Untuk itu, ia meminta pemerintah untuk waspada terhadap skenario debt trap.
“Kami meminta agar Pemerintah waspada terhadap skenario debt trap atau jebakan utang dimana proyek yang membebani BUMN dan anggaran Negara sengaja diciptakan dengan skenario tertentu oleh pihak kreditur sehingga pengelolaan aset strategis nasional pindah ke tangan asing,” sambungnya.
Pihaknya juga menegaskan jika penjamin utang dengan skema APBN bukan solusi ideal saat ini.
“Saat ini APBN sedang mengejar target defisit wajib kembali ke bawah 3% sebelum 2024, sementara belanja perlindungan sosial, pengendalian inflasi, belanja pendidikan dan belanja rutin wajib diprioritaskan pemerintah,” lugasnya.
“Ruang fiskal jelas akan semakin tertekan jika utang Kereta Cepat Jakarta-Bandung dijaminkan APBN, meski bentuknya penjaminan tetap ada risiko APBN yang terlibat dalam pembayaran bunga dan cicilan pokok apabila konsorsium Kereta Cepat mengalami kesulitan pembayaran utang,” kata dia.
Menurut anggota DPR RI Dapil Madura ini pemerintah mesti dapat mendesak China agar komitmen dengan kesepakatan awal.
“Proyek Kereta Cepat awalnya adalah Business to Business sehingga permasalahan pembengkakan biaya selama proyek berjalan dapat diselesaikan dengan mekanisme bisnis, bukan melibatkan APBN yang notabene hasil pungutan pajak masyarakat,” tegas dia.
Oleh karena itu, Politisi Fraksi PPP tersebut meminta pemerintah untuk menaikkan daya tawar terhadap pihak kreditur China dalam mencari jalan keluar hutang Kereta Cepat.

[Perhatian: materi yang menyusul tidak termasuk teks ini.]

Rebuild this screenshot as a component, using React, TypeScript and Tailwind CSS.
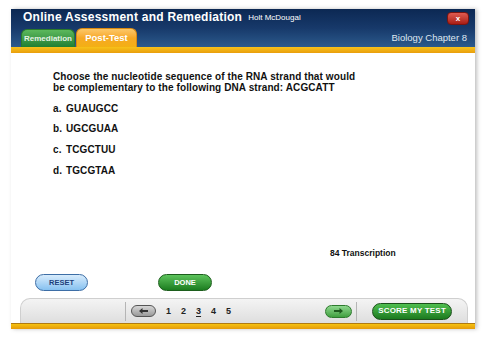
import React from "react";

const font = { fontFamily: '"Liberation Sans", Arial, sans-serif' };

function Arrow({ dir, color }: { dir: "left" | "right"; color: string }) {
  return (
    <svg width="9" height="6" viewBox="0 0 9 6">
      {dir === "left" ? (
        <path d="M0 3 L3.5 0 V2 H9 V4 H3.5 V6 Z" fill={color} />
      ) : (
        <path d="M9 3 L5.5 0 V2 H0 V4 H5.5 V6 Z" fill={color} />
      )}
    </svg>
  );
}

export default function App() {
  const options = [
    ["a.", "GUAUGCC"],
    ["b.", "UGCGUAA"],
    ["c.", "TCGCTUU"],
    ["d.", "TGCGTAA"],
  ];
  return (
    <div className="w-[487px] h-[340px] bg-white overflow-hidden" style={font}>
      <div className="ml-[11px] mt-[9px] w-[464px] shadow-[2px_0_4px_rgba(0,0,0,0.25)] bg-white flex flex-col">
        {/* header */}
        <div className="h-[38px] bg-gradient-to-b from-[#0c2853] via-[#17396a] to-[#2c5a8c] flex flex-col">
          <div className="h-[19px] flex items-start pt-[1px] pl-[12px] pr-[6px]">
            <span className="text-white font-bold text-[12px] leading-none tracking-[0.25px] mt-[1px]">
              Online Assessment and Remediation
            </span>
            <span className="text-white text-[8px] leading-none ml-[6px] mt-[4px]">Holt McDougal</span>
            <div className="ml-auto mt-[2px] w-[22px] h-[13px] rounded-[4px] bg-gradient-to-b from-[#e05a50] to-[#a81c14] border border-[#7a1410] flex items-center justify-center">
              <span className="text-white text-[8px] font-bold leading-none">x</span>
            </div>
          </div>
          <div className="flex-1 flex items-end pl-[10px] pr-[8px]">
            <div className="w-[54px] h-[18px] rounded-t-[6px] bg-gradient-to-b from-[#5cb85c] to-[#1f7f34] border border-[#2a7a2a] border-b-0 flex items-center justify-center">
              <span className="text-[#e6f3e6] font-bold text-[8px] leading-none">Remediation</span>
            </div>
            <div className="ml-[1px] w-[61px] h-[19px] rounded-t-[6px] bg-gradient-to-b from-[#fcc866] via-[#f7a823] to-[#f3b013] border border-[#d98a12] border-b-0 flex items-center justify-center">
              <span className="text-white font-bold text-[9.5px] leading-none">Post-Test</span>
            </div>
            <span className="ml-auto mb-[5px] text-[#dfe7f1] text-[9.5px] leading-none">Biology Chapter 8</span>
          </div>
        </div>
        <div className="h-[6px] bg-gradient-to-b from-[#f7c21a] to-[#e99e0c]" />
        {/* body */}
        <div className="h-[270px] flex flex-col">
          <div className="pl-[42px] pt-[18px] text-[#111] font-bold text-[10px] leading-[11px] tracking-[0.1px]">
            <p>Choose the nucleotide sequence of the RNA strand that would</p>
            <p>be complementary to the following DNA strand: ACGCATT</p>
            <div className="mt-[9.5px] flex flex-col gap-[9.7px]">
              {options.map(([l, t]) => (
                <div key={l} className="flex">
                  <span className="w-[13px]">{l}</span>
                  <span>{t}</span>
                </div>
              ))}
            </div>
          </div>
          <div className="mt-[73px] pl-[319px] text-[#111] font-bold text-[8.5px] leading-none">84 Transcription</div>
          <div className="mt-[17px] flex pl-[24px]">
            <div className="w-[53px] h-[17px] rounded-full bg-gradient-to-b from-[#d8ecfc] to-[#86c1f0] border border-[#3d6ea6] flex items-center justify-center">
              <span className="text-[#1d3f7a] font-bold text-[7.5px] leading-none">RESET</span>
            </div>
            <div className="ml-[70px] w-[54px] h-[17px] rounded-full bg-gradient-to-b from-[#5cc45c] to-[#1b7d1f] border border-[#1c5e1c] flex items-center justify-center">
              <span className="text-white font-bold text-[7.5px] leading-none">DONE</span>
            </div>
          </div>
          <div className="mt-auto ml-[9px] mr-[7px] h-[25px] rounded-t-[10px] bg-gradient-to-b from-[#f4f4f4] to-[#dedede] border border-[#cfcfcf] border-b-0 flex items-center">
            <div className="ml-[104px] w-px h-[19px] bg-[#b5b5b5]" />
            <div className="ml-[5px] w-[25px] h-[12px] rounded-full bg-gradient-to-b from-[#d6d6d6] to-[#9a9a9a] border border-[#555] flex items-center justify-center">
              <Arrow dir="left" color="#333" />
            </div>
            <div className="ml-[10px] flex gap-[10px] text-[#222] font-bold text-[9px] leading-none">
              <span>1</span>
              <span>2</span>
              <span className="underline underline-offset-2">3</span>
              <span>4</span>
              <span>5</span>
            </div>
            <div className="ml-[94px] w-[27px] h-[13px] rounded-full bg-gradient-to-b from-[#8ed88e] to-[#3f9f3f] border border-[#2d7a2d] flex items-center justify-center">
              <Arrow dir="right" color="#1e5a1e" />
            </div>
            <div className="ml-[4px] w-px h-[19px] bg-[#b5b5b5]" />
            <div className="ml-[15px] w-[80px] h-[17px] rounded-full bg-gradient-to-b from-[#4fbf4f] to-[#1b7a1f] border-[1.5px] border-[#1b4f1b] flex items-center justify-center">
              <span className="text-white font-bold text-[8px] leading-none tracking-[0.2px]">SCORE MY TEST</span>
            </div>
          </div>
        </div>
        <div className="h-[6px] bg-gradient-to-b from-[#f5c20f] to-[#e59a0a] border-t border-[#b07a10]" />
      </div>
    </div>
  );
}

“Pemerintah sebaiknya menawarkan penjaminan melalui aset Kereta Cepat atau pemisahan risiko di PT PII. Masih banyak opsi yang rendah risiko dan tidak menimbulkan tekanan keuangan Negara khususnya ketika risiko gagal bayar tinggi. Pemerintah juga dinilai perlu terus transparan mengungkapkan kepada masyarakat konsekuensi dari tiap skema yang dipilih,” pungkasnya.